Problem to work on
Extract every line that includes the string "styles".

# Start of Data rows

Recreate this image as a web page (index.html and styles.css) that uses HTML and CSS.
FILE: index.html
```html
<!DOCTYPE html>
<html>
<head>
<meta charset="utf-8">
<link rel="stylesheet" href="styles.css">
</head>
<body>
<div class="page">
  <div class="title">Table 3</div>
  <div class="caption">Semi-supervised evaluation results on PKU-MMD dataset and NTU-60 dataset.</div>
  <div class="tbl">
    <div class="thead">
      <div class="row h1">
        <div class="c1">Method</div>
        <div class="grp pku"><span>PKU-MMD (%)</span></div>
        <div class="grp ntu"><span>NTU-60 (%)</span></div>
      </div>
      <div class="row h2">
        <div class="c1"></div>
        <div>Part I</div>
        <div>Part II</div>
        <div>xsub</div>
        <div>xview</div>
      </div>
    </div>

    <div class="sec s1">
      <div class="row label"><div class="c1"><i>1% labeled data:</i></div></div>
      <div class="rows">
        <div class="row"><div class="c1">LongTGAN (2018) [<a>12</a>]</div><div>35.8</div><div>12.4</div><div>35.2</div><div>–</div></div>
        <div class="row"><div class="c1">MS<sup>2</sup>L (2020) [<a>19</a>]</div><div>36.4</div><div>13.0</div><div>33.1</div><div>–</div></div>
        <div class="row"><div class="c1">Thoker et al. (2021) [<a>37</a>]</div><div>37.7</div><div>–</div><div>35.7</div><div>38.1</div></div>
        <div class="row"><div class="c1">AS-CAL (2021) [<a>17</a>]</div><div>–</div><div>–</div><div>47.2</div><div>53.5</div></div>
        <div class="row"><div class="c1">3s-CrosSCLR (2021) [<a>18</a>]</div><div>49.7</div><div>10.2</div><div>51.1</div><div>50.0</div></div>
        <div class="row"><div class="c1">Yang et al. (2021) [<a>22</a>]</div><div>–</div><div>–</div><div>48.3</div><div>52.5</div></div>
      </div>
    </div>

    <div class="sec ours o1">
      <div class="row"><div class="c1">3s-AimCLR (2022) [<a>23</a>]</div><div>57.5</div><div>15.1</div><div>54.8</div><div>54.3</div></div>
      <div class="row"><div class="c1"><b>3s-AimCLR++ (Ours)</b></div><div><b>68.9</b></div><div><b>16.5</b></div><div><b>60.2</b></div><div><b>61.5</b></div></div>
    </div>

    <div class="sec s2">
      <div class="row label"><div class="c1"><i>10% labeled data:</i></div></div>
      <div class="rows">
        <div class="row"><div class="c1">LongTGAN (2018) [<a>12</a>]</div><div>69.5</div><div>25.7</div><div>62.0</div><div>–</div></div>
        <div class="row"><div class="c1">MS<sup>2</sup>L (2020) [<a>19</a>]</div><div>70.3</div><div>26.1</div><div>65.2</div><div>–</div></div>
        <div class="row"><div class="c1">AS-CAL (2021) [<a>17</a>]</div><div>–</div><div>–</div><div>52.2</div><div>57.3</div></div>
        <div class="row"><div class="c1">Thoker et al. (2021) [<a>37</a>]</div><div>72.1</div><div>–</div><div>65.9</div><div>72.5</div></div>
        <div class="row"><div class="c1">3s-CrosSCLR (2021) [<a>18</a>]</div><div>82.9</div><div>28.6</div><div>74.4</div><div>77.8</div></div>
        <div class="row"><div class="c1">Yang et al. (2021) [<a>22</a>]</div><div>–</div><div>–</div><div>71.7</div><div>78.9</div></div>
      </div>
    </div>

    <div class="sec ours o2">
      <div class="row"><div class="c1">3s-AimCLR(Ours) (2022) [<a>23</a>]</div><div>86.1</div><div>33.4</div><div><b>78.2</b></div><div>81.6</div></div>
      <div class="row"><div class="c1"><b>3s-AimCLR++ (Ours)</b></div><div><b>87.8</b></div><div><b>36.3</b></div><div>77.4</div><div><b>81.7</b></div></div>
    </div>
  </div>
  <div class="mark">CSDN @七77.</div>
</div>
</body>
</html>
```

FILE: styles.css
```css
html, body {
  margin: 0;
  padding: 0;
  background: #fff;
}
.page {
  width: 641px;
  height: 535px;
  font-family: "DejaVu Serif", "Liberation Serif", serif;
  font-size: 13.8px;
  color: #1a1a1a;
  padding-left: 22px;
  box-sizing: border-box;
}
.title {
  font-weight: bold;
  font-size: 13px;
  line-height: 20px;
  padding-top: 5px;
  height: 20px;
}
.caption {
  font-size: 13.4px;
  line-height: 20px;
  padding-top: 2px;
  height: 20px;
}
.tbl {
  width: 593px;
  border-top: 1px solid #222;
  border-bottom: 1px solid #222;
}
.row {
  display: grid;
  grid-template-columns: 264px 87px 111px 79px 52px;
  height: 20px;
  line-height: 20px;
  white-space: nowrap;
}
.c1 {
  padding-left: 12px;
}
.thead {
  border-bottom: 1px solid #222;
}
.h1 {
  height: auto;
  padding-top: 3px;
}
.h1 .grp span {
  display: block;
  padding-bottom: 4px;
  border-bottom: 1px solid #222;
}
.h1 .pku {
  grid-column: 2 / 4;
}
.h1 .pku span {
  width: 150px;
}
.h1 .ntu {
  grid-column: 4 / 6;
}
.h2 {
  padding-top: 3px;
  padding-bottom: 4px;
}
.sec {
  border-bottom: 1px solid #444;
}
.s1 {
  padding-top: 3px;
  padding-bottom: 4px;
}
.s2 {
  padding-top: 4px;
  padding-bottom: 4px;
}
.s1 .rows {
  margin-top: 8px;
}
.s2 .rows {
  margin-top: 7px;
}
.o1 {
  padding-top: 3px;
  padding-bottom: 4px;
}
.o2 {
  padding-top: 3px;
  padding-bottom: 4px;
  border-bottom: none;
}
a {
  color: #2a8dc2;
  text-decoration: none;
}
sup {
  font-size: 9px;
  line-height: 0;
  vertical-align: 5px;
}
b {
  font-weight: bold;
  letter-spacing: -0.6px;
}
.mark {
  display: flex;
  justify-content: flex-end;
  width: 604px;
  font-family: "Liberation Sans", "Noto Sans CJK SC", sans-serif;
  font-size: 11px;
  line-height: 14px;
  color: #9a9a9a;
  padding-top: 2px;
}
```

# End of Data rows
# Start of Data rows

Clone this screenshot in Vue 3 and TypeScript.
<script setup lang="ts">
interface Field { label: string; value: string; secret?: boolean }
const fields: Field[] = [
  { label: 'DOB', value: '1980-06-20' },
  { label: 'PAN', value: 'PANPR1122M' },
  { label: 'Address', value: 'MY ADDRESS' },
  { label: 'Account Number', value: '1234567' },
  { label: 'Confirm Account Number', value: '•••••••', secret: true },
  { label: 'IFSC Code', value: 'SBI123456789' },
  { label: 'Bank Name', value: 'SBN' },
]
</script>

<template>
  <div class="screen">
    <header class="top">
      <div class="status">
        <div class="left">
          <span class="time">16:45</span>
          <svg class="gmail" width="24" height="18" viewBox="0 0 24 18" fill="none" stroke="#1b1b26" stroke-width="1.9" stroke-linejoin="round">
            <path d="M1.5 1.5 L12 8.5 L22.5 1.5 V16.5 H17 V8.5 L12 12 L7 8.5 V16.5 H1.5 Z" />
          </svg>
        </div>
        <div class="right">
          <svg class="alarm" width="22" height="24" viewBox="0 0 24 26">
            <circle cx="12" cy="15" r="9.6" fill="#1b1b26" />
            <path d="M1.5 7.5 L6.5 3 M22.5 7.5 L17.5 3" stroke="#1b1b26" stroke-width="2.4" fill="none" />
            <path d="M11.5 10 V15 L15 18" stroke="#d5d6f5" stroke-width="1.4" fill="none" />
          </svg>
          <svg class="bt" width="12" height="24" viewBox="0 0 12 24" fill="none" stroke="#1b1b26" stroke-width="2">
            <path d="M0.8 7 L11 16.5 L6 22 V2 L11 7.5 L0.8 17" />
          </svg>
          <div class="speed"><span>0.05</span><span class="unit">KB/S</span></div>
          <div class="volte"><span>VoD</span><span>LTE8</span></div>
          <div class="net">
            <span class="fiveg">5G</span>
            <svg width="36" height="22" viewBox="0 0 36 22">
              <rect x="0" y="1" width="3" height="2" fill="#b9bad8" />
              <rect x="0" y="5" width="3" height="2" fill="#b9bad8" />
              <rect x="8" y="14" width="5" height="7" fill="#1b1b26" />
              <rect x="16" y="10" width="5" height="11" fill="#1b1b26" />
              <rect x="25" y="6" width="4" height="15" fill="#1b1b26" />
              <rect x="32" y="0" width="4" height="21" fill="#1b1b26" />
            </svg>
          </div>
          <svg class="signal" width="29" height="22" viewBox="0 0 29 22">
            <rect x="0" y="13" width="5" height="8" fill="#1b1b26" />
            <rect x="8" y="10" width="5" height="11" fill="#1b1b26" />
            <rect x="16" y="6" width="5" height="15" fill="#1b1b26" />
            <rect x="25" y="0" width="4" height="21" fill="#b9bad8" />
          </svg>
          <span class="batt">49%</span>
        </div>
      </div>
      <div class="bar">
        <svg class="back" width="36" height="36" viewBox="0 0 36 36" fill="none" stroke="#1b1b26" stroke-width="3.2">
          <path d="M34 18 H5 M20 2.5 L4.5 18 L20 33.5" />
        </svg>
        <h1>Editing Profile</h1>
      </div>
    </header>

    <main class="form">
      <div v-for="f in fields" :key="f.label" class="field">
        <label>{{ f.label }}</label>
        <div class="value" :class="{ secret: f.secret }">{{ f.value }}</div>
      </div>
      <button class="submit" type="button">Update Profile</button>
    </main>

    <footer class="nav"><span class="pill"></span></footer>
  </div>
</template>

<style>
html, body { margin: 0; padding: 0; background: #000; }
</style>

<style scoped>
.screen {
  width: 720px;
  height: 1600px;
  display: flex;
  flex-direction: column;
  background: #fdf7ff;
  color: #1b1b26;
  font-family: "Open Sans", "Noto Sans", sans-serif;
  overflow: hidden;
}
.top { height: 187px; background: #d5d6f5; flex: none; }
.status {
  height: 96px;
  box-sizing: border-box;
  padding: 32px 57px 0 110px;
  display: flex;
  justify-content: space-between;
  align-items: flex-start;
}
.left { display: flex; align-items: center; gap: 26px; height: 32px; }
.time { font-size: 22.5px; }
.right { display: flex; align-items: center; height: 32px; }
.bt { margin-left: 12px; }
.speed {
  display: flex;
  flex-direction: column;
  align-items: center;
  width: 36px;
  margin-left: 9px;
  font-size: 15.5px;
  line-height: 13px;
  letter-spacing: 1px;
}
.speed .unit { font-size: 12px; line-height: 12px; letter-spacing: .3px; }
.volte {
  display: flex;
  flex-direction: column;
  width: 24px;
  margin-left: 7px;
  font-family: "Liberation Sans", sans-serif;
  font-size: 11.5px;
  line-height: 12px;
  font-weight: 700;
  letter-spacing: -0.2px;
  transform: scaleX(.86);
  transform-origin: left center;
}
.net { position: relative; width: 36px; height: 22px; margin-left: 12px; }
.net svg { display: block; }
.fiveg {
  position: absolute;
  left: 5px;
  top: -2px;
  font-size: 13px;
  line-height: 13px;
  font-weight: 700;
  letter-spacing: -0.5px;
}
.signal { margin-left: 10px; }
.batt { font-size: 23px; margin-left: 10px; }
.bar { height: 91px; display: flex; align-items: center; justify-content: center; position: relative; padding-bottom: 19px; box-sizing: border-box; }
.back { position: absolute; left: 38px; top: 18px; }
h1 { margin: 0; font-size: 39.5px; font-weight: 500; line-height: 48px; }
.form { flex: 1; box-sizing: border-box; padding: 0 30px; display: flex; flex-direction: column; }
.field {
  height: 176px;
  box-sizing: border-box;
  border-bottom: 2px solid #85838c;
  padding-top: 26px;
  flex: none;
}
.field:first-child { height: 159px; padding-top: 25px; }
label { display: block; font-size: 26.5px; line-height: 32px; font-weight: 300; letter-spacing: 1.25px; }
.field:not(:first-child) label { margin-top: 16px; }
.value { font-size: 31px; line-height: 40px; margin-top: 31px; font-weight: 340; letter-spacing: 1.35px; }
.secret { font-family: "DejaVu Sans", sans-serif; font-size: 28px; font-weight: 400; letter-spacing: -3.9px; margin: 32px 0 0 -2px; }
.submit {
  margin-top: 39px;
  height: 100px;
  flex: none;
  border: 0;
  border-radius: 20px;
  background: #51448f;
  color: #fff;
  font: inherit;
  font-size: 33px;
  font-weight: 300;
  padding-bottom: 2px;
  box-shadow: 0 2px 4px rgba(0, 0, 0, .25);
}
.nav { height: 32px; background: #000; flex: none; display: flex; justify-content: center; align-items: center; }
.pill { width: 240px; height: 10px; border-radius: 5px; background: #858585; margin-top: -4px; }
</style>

# End of Data rows

Task result
Recreate this image as a web page (index.html and styles.css) that uses HTML and CSS.
<link rel="stylesheet" href="styles.css">
FILE: styles.css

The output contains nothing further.